The currency, which rebounded in July after slumping nearly 30 per cent in the first half of the year, was trading at 3.7900 last Thursday.
On the same day, an Accra trader put the cedi at 3.82 against the dollar.
“This week the cedi could hold firm against the dollar at least, and may likely extend the gains it has made in the last few days of last week, as dollar supply to the market remains consistent,” Joseph Amponsah of Dortis Research told Reuters in Accra.
The government launched a Eurobond at a 10.75 per cent coupon rate this month and signed a $1.8 billion loan deal in Paris in September for 2015/16 crop purchases.

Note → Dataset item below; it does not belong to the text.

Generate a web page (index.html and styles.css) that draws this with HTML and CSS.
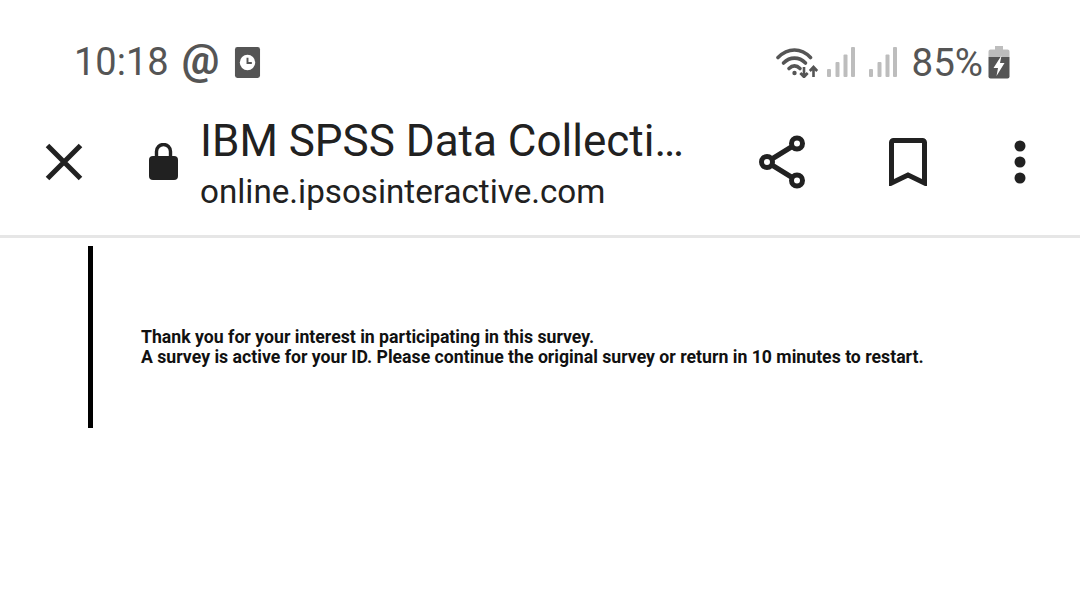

Both of these factors should support the cedi in the months ahead.
The naira is expected to hold steady against the dollar this week as the central bank tightens requirements for foreign exchange trading to support the local currency on both the official interbank and parallel markets.
The regulator said last week it would start to verify customers’ bank biometric identification by November 1, as part of dollar requests.
Operators said the move was meant to help the central bank trace all transactions in the foreign exchange market in a bid to curb speculation.
The naira was trading at 225 to the dollar on the parallel market last week, the same level it closed the previous week, while the local currency appreciated marginally to 196.98 to the dollar on the official interbank market against 197 to the dollar set last Monday, traders said.
The exchange rate of the naira is pegged at the official window in the wake of falling global oil price to preserve hard currency reserves in Africa’s top economy.
The Kenyan shilling is expected to strengthen, mainly due to unusually high government debt yields attracting dollar inflows from foreign investors.
The shilling was trading at 101.80/102.00 per dollar last Thursday, up from 103.00/10 at the previous Thursday’s close.
“We’ve seen massive inflows from people coming in for treasury bills,” said a trader at one Nairobi-based commercial bank, referring to foreign investors who have been attracted by interest rates of more than 20 per cent, far above what Kenya usually pays for short-term debt.
The strengthening will continue as long as the yields remain high, the trader said. The local currency is also expected to get a boost next month as companies buy dollars to meet their end-month costs.